# Extracted information

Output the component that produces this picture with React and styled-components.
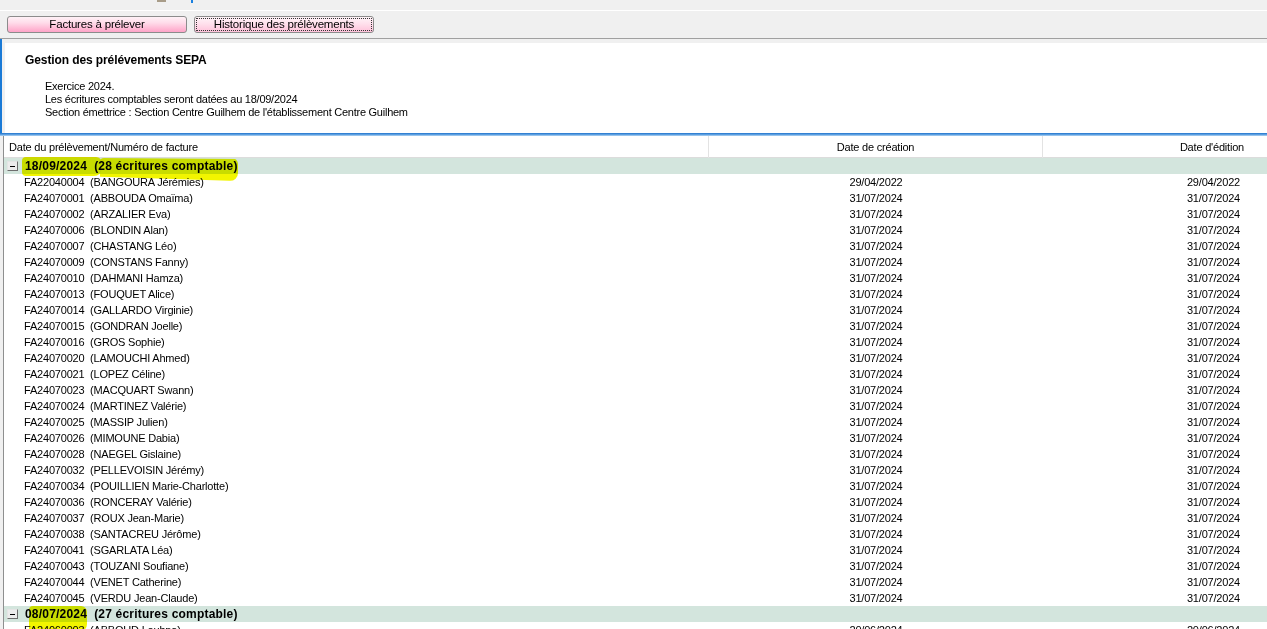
...
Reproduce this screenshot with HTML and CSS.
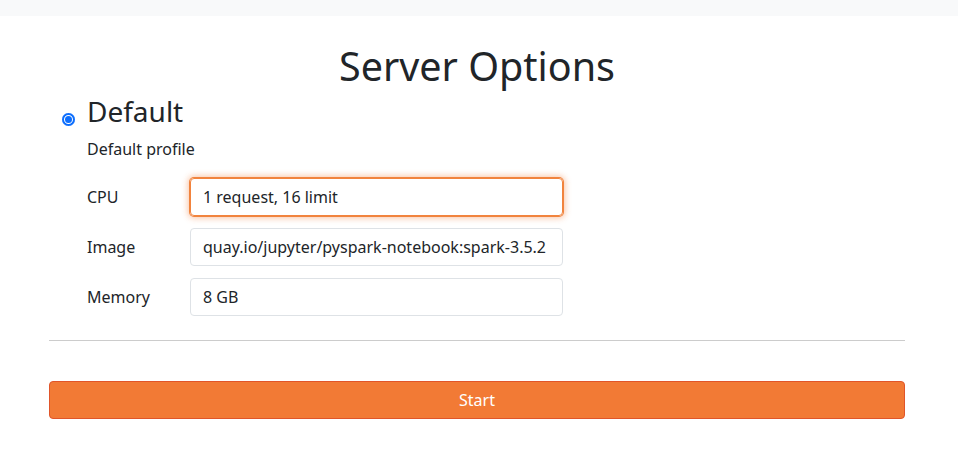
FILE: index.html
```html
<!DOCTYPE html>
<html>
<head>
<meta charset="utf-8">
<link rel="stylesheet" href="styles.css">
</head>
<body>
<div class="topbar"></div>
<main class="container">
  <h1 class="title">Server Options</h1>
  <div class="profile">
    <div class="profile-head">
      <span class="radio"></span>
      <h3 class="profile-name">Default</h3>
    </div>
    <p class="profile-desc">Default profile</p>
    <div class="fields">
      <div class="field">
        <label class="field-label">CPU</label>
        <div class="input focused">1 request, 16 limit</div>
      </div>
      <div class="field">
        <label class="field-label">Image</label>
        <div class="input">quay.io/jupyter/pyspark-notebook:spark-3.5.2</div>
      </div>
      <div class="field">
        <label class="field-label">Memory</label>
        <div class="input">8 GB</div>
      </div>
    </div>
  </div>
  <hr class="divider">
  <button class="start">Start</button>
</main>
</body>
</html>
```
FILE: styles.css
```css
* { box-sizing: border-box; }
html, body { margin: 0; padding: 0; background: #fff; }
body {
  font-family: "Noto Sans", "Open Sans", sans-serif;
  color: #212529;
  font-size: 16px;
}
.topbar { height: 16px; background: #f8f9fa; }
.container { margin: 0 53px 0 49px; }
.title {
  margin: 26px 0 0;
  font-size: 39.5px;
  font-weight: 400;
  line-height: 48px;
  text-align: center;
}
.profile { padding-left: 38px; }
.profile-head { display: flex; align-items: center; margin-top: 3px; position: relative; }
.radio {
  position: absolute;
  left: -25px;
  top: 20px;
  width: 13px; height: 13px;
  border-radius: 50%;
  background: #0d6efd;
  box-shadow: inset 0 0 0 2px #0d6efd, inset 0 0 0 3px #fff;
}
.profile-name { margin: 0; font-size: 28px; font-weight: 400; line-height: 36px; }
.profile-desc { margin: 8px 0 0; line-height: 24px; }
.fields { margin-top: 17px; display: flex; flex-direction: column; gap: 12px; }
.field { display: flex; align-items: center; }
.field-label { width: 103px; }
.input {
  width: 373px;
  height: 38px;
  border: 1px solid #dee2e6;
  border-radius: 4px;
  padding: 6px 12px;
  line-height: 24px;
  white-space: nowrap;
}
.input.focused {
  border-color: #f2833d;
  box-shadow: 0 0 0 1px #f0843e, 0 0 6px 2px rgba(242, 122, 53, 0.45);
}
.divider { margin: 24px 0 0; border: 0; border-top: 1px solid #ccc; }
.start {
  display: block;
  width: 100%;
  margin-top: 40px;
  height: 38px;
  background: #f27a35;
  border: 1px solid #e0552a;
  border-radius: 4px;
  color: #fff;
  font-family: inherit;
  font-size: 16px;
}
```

# Exercise
Check each line above for the word "this" and give the number of lines that have it, nothing else.

# Exercise result
2